I know that Hebrews 9:22 says that there's no remission of sin without the shedding of blood. But it's interesting that there is a lot of talk about forgiveness in the Hebrew Bible that does not even mention blood or sacrifices. The prophets focus mostly on repentance as the path to atonement--ceasing from evil and instead doing good. There's a lot about blood in other parts of the Hebrew Bible (e.g., Leviticus), but, if every single writer of the Hebrew Bible was as preoccupied with blood atonement as evangelicals, then why doesn't it always come up? It sure comes up in every evangelical discussion of atonement that I have heard!

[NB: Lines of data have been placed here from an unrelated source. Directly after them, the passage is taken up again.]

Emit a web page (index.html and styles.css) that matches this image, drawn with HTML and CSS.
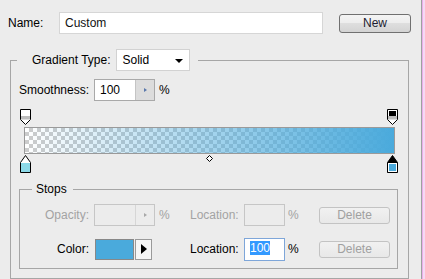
FILE: index.html
```html
<!DOCTYPE html>
<html>
<head>
  <title>Gradient Editor</title>
  <link rel="stylesheet" href="styles.css">
</head>
<body>
  <div class="window">
    <div class="dialog">
      <div class="name-row">
        <span class="name-label">Name:</span>
        <div class="name-field">Custom</div>
        <button class="btn new-btn">New</button>
      </div>

      <fieldset class="group gradient-group">
        <legend class="gradient-title">
          <div class="title-inner">
            <span>Gradient Type:</span>
            <span class="select">Solid<i class="caret"></i></span>
          </div>
        </legend>

        <div class="smooth-row">
          <span class="smooth-label">Smoothness:</span>
          <span class="spin">
            <span class="spin-value">100</span>
            <span class="spin-btn"><i class="tri"></i></span>
          </span>
          <span class="unit">%</span>
        </div>

        <!-- gradient ramp with its stops -->
        <div class="ramp">
          <svg class="stop stop-top stop-start" width="11" height="17" viewBox="0 0 11 17">
            <path d="M0.5 0.5H10.5V10.5L5.5 15.5L0.5 10.5Z" fill="#fff" stroke="#000"/>
            <rect x="1" y="7" width="9" height="3.5" fill="#bdbdbd"/>
          </svg>
          <svg class="stop stop-top stop-end" width="11" height="17" viewBox="0 0 11 17">
            <path d="M0.5 0.5H10.5V10.5L5.5 15.5L0.5 10.5Z" fill="#fff" stroke="#000"/>
            <rect x="2" y="2" width="7" height="5" fill="#000"/>
            <rect x="1" y="7" width="9" height="3.5" fill="#bdbdbd"/>
          </svg>

          <div class="bar"><div class="bar-fill"></div></div>

          <svg class="stop stop-bottom stop-start" width="11" height="18" viewBox="0 0 11 18">
            <path d="M5.5 0.5L10.5 7.5V17.5H0.5V7.5Z" fill="#fff" stroke="#000"/>
            <rect x="1" y="8" width="9" height="9" fill="#8cd9e8"/>
          </svg>
          <svg class="stop stop-bottom stop-end" width="11" height="18" viewBox="0 0 11 18">
            <path d="M5.5 0.5L10.5 7.5V17.5H0.5V7.5Z" fill="#000" stroke="#000"/>
            <rect x="1" y="8" width="9" height="9" fill="#fff"/>
            <rect x="2" y="9" width="7" height="7" fill="#4aaadc"/>
          </svg>
          <svg class="midpoint" width="7" height="7" viewBox="0 0 7 7">
            <path d="M3.5 0.5L6.5 3.5L3.5 6.5L0.5 3.5Z" fill="#fff" stroke="#000"/>
          </svg>
        </div>

        <fieldset class="group stops-group">
          <legend class="stops-title">Stops</legend>
          <div class="stop-grid">
            <span class="cell-label disabled">Opacity:</span>
            <span class="cell"><span class="spin spin-off"><span class="spin-value"></span><span class="spin-btn"><i class="tri"></i></span></span></span>
            <span class="cell disabled">%</span>
            <span class="cell disabled">Location:</span>
            <span class="cell"><span class="field field-off"></span></span>
            <span class="cell disabled">%</span>
            <span class="cell"><button class="btn btn-off">Delete</button></span>

            <span class="cell-label">Color:</span>
            <span class="cell">
              <span class="swatch"></span>
              <span class="swatch-btn"><i class="play"></i></span>
            </span>
            <span class="cell"></span>
            <span class="cell">Location:</span>
            <span class="cell"><span class="field field-on"><span class="selected">100</span></span></span>
            <span class="cell">%</span>
            <span class="cell"><button class="btn btn-off">Delete</button></span>
          </div>
        </fieldset>
      </fieldset>
    </div>
    <div class="edge"></div>
  </div>
</body>
</html>
```

FILE: styles.css
```css
* {
  box-sizing: border-box;
}
body {
  margin: 0;
  background-color: #ececec;
  font-family: "Liberation Sans", Arial, sans-serif;
  font-size: 12px;
  color: #000;
}

.window {
  display: flex;
  height: 279px;
  overflow: hidden;
}
.dialog {
  width: 421px;
  padding-top: 12px;
}
.edge {
  width: 4px;
  border-left: 1px solid #a0a0a0;
  background: linear-gradient(to right, #e9aee9 1px, #f7d8f3 1px);
}

/* name row */
.name-row {
  display: flex;
  align-items: center;
  height: 22px;
  padding-left: 8px;
}
.name-label {
  width: 51px;
}
.name-field {
  width: 264px;
  height: 22px;
  line-height: 20px;
  padding-left: 5px;
  background-color: #fff;
  border: 1px solid #d6d6d6;
  color: #111;
}
.btn {
  font-family: inherit;
  font-size: 12px;
  padding: 0;
  border-radius: 3px;
}
.new-btn {
  margin-left: 16px;
  width: 72px;
  height: 19px;
  border: 1px solid #707070;
  background: linear-gradient(#f4f4f4, #ececec 50%, #dedede 50%, #d3d3d3);
  color: #1c1c30;
}

/* group boxes */
.group {
  margin: 0;
  border: 1px solid #a6a6a6;
}
.gradient-group {
  margin: 15px 0 0 10px;
  width: 399px;
  padding: 8px 8px 9px 8px;
}
.gradient-title {
  margin-left: -2px;
  padding: 0 8px 0 15px;
}
.title-inner {
  display: flex;
  align-items: center;
  height: 22px;
}
.select {
  position: relative;
  display: block;
  width: 74px;
  height: 22px;
  margin-left: 5px;
  padding-left: 6px;
  line-height: 20px;
  background-color: #fff;
  border: 1px solid #d2d2d2;
}
.caret {
  position: absolute;
  right: 6px;
  top: 9px;
  border-left: 4px solid transparent;
  border-right: 4px solid transparent;
  border-top: 4px solid #000;
}

/* smoothness */
.smooth-row {
  display: flex;
  align-items: center;
  height: 22px;
}
.smooth-label {
  width: 75px;
}
.spin {
  display: flex;
  width: 61px;
  height: 22px;
  border: 1px solid #a9a9a9;
}
.spin-value {
  width: 40px;
  padding-left: 5px;
  line-height: 20px;
  background-color: #fff;
}
.spin-btn {
  flex: 1;
  display: flex;
  align-items: center;
  justify-content: center;
  background-color: #dcdcdc;
  border-left: 1px solid #c4c4c4;
}
.tri {
  border-top: 2px solid transparent;
  border-bottom: 2px solid transparent;
  border-left: 3px solid #5a78ac;
}
.unit {
  margin-left: 4px;
}

/* ramp */
.ramp {
  position: relative;
  height: 64px;
  margin-top: 8px;
  padding-top: 18px;
}
.bar {
  width: 371px;
  height: 27px;
  margin-left: 5px;
  border: 1px solid #9a9a9a;
  background-color: #fff;
  background-image:
    linear-gradient(45deg, #cccccc 25%, transparent 25%, transparent 75%, #cccccc 75%),
    linear-gradient(45deg, #cccccc 25%, transparent 25%, transparent 75%, #cccccc 75%);
  background-size: 8px 8px;
  background-position: 0 0, 4px 4px;
}
.bar-fill {
  height: 100%;
  background: linear-gradient(to right, rgba(74, 170, 220, 0), rgba(74, 170, 220, 1));
}
.stop {
  position: absolute;
  display: block;
}
.stop-top {
  top: 0;
}
.stop-bottom {
  top: 46px;
}
.stop-start {
  left: 1px;
}
.stop-end {
  left: 368px;
}
.midpoint {
  position: absolute;
  display: block;
  top: 46px;
  left: 187px;
}

/* stops box */
.stops-group {
  width: 379px;
  margin-top: 9px;
  padding: 0 0 8px 0;
}
.stops-title {
  margin-left: 12px;
  padding: 0 6px 0 4px;
  line-height: 14px;
}
.stop-grid {
  display: grid;
  grid-template-columns: 74px 65px 31px 54px 44px 31px 71px;
  grid-auto-rows: 22px;
  row-gap: 12px;
  margin-top: 8px;
  align-items: center;
}
.cell {
  display: flex;
  align-items: center;
}
.cell-label {
  text-align: right;
  padding-right: 5px;
}
.disabled {
  color: #a3a3a3;
}
.spin-off {
  border-color: #c6c6c6;
}
.spin-off .spin-value,
.spin-off .spin-btn {
  background-color: #ececec;
}
.spin-off .spin-btn {
  border-left-color: #d6d6d6;
}
.spin-off .tri {
  border-left-color: #a8a8a8;
}
.field {
  display: block;
  width: 41px;
  height: 22px;
}
.field-off {
  border: 1px solid #c6c6c6;
}
.field-on {
  height: 23px;
  padding-left: 5px;
  line-height: 19px;
  background-color: #fff;
  border: 1px solid #7ea6d9;
}
.selected {
  background-color: #3399ff;
  color: #fff;
}
.btn-off {
  width: 71px;
  height: 17px;
  border: 1px solid #c3c3c3;
  background: linear-gradient(#f1f1f1, #e8e8e8);
  color: #a0a0a0;
}
.swatch {
  width: 39px;
  height: 21px;
  margin-left: 1px;
  background-color: #4aaadc;
  border: 1px solid #888;
}
.swatch-btn {
  display: flex;
  align-items: center;
  justify-content: center;
  width: 17px;
  height: 21px;
  margin-left: 1px;
  background-color: #f6f6f6;
  border: 1px solid #9a9a9a;
}
.play {
  border-top: 5px solid transparent;
  border-bottom: 5px solid transparent;
  border-left: 6px solid #000;
}
```
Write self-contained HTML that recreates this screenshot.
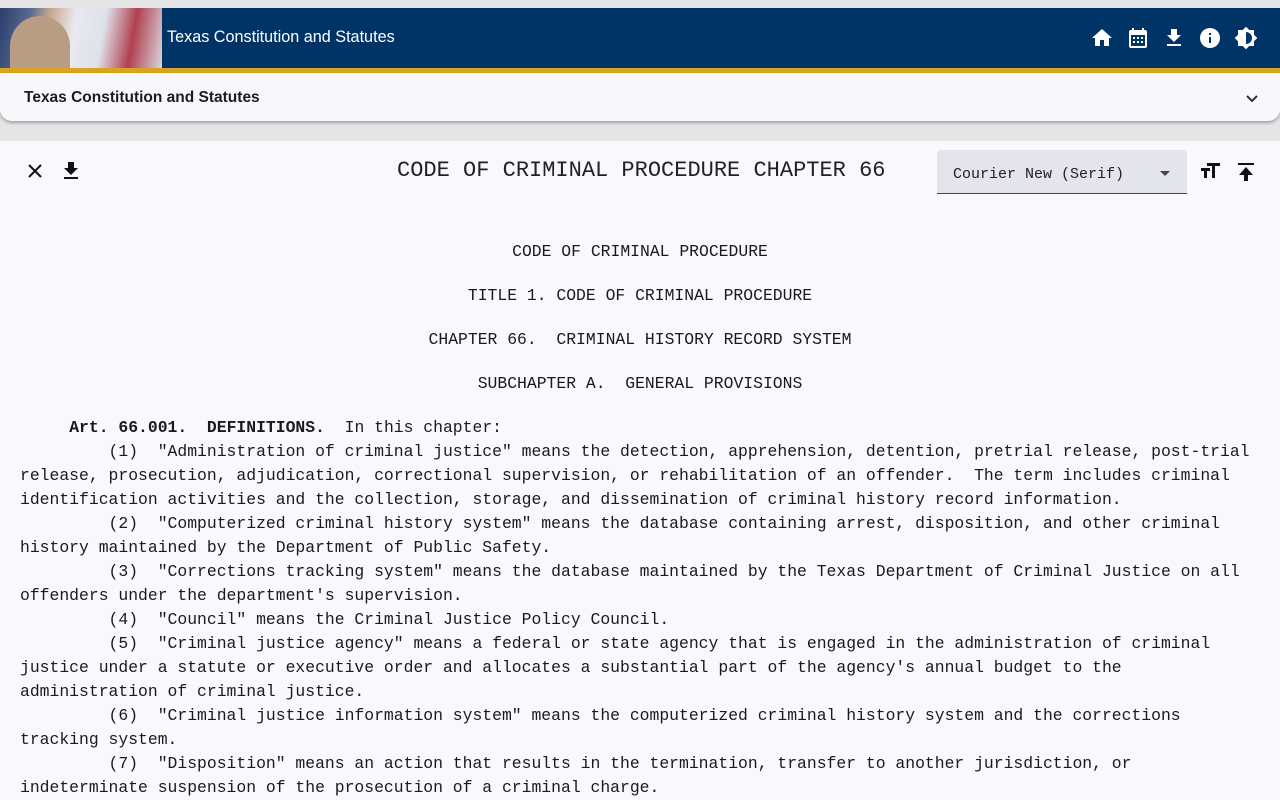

Did Jesus have to die for atonement to occur, as if God is bound by certain rules of justice? Or did God think that it was a good idea for Jesus to die. Perhaps God could have accomplished the atonement in a variety of ways, such as just removing the sin or putting us all through purgatory. But he saw the death of Jesus as the best option, maybe because it teaches us the value of unconditional, self-sacrificial love, or emphasizes to us God's disgust with our sins. After all, God shows us through the death of Jesus that we deserve to die!
Yet, I still want to respect what Jesus said in his Gethsemane prayer: "O my Father, if it be possible, let this cup pass from me: nevertheless not as I will, but as thou wilt" (Matthew 26:39). That seems to imply that there was no other way for atonement to occur, since Jesus wanted God to look for any other possible avenue. Why would he consent to beatings, humiliation, and death, if there were another way to bring about atonement? But, then again, maybe his death accomplished other things in addition to the purgation of sin. As I said in the last paragraph, it showed the depth of God's love and his disgust for human iniquity.
So does God have to do things the way that he does them? I don't think so. In my opinion, he can do things in a variety of ways. But he views the path that he has chosen as the best possible option that's out there, most likely because it emphasizes, highlights, and teaches certain values.